Exercise description
Give the number of lines holding the string "screenshot", and nothing else.

Data lines
--

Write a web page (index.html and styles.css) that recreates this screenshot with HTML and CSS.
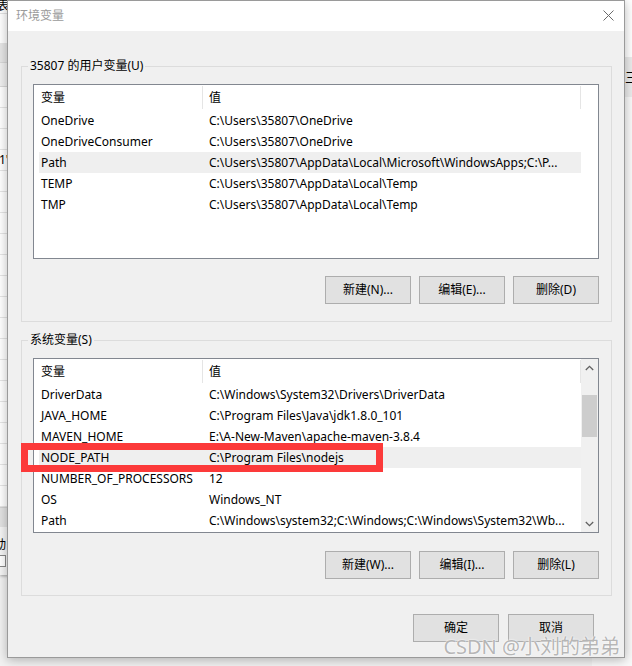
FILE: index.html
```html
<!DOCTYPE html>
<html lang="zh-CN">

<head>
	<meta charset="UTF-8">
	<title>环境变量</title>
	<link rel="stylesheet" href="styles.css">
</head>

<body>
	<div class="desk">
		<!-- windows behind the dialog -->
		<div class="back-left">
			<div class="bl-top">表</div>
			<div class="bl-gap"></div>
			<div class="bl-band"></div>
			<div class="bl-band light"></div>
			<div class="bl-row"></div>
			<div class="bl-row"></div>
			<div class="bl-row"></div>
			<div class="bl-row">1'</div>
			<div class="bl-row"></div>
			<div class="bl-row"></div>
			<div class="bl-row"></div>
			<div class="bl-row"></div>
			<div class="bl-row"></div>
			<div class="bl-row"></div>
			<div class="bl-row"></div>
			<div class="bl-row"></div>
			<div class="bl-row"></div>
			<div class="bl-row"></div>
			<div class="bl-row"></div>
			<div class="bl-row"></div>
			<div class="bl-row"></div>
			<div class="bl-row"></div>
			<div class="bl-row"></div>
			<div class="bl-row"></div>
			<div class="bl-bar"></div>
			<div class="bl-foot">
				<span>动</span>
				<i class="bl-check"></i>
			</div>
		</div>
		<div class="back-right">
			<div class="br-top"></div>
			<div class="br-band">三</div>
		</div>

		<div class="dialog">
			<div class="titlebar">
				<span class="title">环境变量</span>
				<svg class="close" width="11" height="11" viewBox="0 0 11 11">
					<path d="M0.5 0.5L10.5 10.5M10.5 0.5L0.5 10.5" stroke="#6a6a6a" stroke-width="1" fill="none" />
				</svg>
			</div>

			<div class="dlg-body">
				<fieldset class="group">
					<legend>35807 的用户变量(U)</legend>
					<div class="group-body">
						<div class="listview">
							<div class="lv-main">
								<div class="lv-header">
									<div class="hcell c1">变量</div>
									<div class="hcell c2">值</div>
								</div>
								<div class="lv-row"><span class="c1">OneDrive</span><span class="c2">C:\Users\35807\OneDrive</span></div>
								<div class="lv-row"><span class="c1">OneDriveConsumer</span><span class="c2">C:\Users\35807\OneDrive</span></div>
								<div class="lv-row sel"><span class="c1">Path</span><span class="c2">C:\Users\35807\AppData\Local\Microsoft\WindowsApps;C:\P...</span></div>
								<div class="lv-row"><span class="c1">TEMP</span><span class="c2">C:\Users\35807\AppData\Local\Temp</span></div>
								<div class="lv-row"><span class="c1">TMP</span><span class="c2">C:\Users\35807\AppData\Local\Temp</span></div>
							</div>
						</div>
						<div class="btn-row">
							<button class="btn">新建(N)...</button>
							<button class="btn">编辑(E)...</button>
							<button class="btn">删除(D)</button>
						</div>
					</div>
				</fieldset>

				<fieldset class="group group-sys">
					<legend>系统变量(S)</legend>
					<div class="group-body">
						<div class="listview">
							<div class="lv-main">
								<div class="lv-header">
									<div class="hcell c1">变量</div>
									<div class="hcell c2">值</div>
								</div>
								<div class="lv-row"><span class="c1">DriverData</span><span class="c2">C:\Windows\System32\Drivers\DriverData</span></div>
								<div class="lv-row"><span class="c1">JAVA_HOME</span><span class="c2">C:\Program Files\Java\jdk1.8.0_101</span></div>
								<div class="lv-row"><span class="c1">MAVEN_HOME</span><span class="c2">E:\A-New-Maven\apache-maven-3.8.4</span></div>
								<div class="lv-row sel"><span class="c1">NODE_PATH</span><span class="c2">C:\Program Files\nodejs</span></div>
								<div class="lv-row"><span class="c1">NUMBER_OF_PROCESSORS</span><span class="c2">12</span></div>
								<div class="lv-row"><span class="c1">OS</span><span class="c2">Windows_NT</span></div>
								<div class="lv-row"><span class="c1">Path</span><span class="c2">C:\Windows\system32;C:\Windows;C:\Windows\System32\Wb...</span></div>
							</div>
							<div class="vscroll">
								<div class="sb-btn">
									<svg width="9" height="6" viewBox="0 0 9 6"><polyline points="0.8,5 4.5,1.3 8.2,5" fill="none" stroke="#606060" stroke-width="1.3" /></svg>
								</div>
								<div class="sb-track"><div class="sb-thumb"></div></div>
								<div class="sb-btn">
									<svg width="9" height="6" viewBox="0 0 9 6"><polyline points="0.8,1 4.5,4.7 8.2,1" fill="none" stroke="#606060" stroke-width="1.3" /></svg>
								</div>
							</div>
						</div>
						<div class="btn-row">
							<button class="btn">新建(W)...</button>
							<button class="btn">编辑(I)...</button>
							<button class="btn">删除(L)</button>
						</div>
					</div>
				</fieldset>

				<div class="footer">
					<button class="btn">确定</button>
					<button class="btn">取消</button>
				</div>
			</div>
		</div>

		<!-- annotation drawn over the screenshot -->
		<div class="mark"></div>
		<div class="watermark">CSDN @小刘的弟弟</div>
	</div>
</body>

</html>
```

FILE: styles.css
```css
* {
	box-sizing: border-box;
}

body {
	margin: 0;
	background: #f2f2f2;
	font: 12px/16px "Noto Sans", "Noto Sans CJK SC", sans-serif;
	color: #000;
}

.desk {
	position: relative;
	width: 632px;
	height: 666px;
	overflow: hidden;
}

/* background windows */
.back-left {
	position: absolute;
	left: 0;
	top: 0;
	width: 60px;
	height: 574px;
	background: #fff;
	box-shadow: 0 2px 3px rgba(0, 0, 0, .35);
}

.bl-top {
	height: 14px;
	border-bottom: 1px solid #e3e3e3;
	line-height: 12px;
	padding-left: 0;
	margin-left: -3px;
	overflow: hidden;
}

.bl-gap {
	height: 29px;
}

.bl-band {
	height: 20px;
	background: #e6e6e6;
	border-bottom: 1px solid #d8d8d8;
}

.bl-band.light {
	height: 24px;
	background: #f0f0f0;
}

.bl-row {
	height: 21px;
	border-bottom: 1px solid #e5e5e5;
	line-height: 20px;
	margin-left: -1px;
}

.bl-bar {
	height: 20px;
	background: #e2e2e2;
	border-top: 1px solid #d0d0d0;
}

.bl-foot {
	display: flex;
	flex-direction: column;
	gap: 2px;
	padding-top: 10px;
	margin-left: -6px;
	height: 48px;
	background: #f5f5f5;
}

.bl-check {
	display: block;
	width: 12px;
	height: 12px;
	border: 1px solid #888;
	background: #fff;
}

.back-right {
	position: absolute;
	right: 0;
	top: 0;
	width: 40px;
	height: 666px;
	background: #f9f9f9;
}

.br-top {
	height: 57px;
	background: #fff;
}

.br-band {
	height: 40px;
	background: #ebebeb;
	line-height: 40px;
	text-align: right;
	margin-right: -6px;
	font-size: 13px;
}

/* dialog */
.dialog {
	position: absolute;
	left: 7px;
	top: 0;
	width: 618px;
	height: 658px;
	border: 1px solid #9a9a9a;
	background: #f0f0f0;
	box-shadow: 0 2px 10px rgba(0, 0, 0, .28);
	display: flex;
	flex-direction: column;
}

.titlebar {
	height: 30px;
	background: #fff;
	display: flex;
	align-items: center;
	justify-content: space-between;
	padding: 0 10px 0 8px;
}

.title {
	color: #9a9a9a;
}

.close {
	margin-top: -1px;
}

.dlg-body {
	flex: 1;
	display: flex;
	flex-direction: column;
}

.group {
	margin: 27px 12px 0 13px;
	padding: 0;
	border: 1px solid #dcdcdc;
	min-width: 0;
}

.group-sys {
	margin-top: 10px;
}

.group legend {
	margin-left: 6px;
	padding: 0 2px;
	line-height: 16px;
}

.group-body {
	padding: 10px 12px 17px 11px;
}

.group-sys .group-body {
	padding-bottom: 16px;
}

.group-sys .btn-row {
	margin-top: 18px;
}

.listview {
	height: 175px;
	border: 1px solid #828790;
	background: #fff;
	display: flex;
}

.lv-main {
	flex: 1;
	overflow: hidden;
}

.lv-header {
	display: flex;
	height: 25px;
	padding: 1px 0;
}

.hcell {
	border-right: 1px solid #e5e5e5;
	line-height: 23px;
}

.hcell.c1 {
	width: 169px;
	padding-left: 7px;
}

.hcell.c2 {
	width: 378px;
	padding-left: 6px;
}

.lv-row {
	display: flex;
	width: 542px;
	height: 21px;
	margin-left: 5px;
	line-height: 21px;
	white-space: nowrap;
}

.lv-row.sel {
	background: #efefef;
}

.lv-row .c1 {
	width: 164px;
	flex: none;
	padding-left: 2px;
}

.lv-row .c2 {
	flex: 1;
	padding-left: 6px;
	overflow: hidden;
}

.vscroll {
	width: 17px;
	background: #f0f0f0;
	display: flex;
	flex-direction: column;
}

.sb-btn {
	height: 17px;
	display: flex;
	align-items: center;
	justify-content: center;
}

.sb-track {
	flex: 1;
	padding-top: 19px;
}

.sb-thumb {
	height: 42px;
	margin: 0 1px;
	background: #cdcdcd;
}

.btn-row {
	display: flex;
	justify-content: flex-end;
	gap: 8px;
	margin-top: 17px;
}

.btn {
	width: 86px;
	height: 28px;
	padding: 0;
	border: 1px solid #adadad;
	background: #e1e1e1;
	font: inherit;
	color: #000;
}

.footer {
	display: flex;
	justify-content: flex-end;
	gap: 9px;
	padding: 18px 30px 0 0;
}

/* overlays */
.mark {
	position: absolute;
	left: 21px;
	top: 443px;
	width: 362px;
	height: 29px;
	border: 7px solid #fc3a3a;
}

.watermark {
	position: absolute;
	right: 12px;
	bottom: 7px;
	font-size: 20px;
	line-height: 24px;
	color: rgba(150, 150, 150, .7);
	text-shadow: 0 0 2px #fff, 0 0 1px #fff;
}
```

--

Output of the exercise
2